Dia juga menyoroti APBN dalam kondisi yang defisit dan ini membutuhkan rasionalisasi atau penyesuaian anggaran, bukan hanya dari gaji, tetapi juga biaya perjalanan dinas, rapat, insentif dan tunjangan.

"Gaji PNS memang baru dinaikan, pada saat jelang Pemilu. Ada faktor politisnya, tapi kalau soal perjalanan dinas, biaya rapat-rapat, ini masih banyak ditemukan di pos-pos anggaran, kementerian/lembaga. Salah satunya di Kementerian Pendidikan,"ujarnya.

Menurut Bhima, masih banyak anggaran belanja untuk rapat dan perjalanan dinas yang seharusnya bisa dipangkas. Selain itu, dia menyoroti bengkaknya belanja pegawai berbanding terbalik dengan produktivitas ekonomi.

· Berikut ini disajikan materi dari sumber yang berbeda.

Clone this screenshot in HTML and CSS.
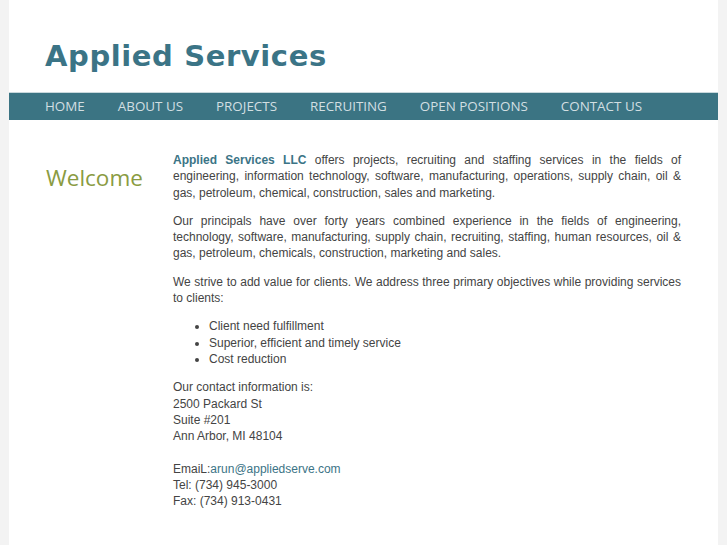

Sebab, uang yang seharusnya masuk ke belanja modal untuk stimulus infrastruktur dalam industri, tapi justru masuk ke anggaran belanja pegawai dan sebagian dibiayai oleh utang. Hal ini menyebabkan struktur APBN menjadi kurang produktif.

Menjadi Beban bagi Perekonomian

Sementara itu, Direktur Eksekutif Institut for Development of Economics and Finance (Indef) Tauhid Ahmad menyebut, kenaikan gaji PNS sebesar 8% merupakan yang pertama kalinya di pemerintahan Jokowi.

"Kenaikan rasio belanja total APBN akan semakin besar, membuat beban [negara] juga semakin besar. Jadi rasio tinggi belanja pegawai menjadi beban bagi perekonomian," kata Tauhid.

Mengantisipasi beban negara yang makin besar, Tauhid menyarankan agar kenaikan gaji PNS tidak dilakukan setiap tahun. Kemudian dibarengi kebijakan moratorium atau zero growth.

"Perekrutan pegawai baru bisa dilakukan jika ada yang pensiun. Jika ada yang pensiun, bisa ditambah dengan pegawai baru untuk menggantikannya dan ini untuk menekan kenaikan belanja pegawai," ujarnya.

Selain itu, bisa mencontoh Inggris. Untuk menekan pengeluaran, pemerintah bisa melakukan pemotongan gaji di struktur di atas, seperti pejabat tertinggi dan pegawai BUMN melalui penyesuaian tunjangan mereka dengan porsi gaji pokok tetap.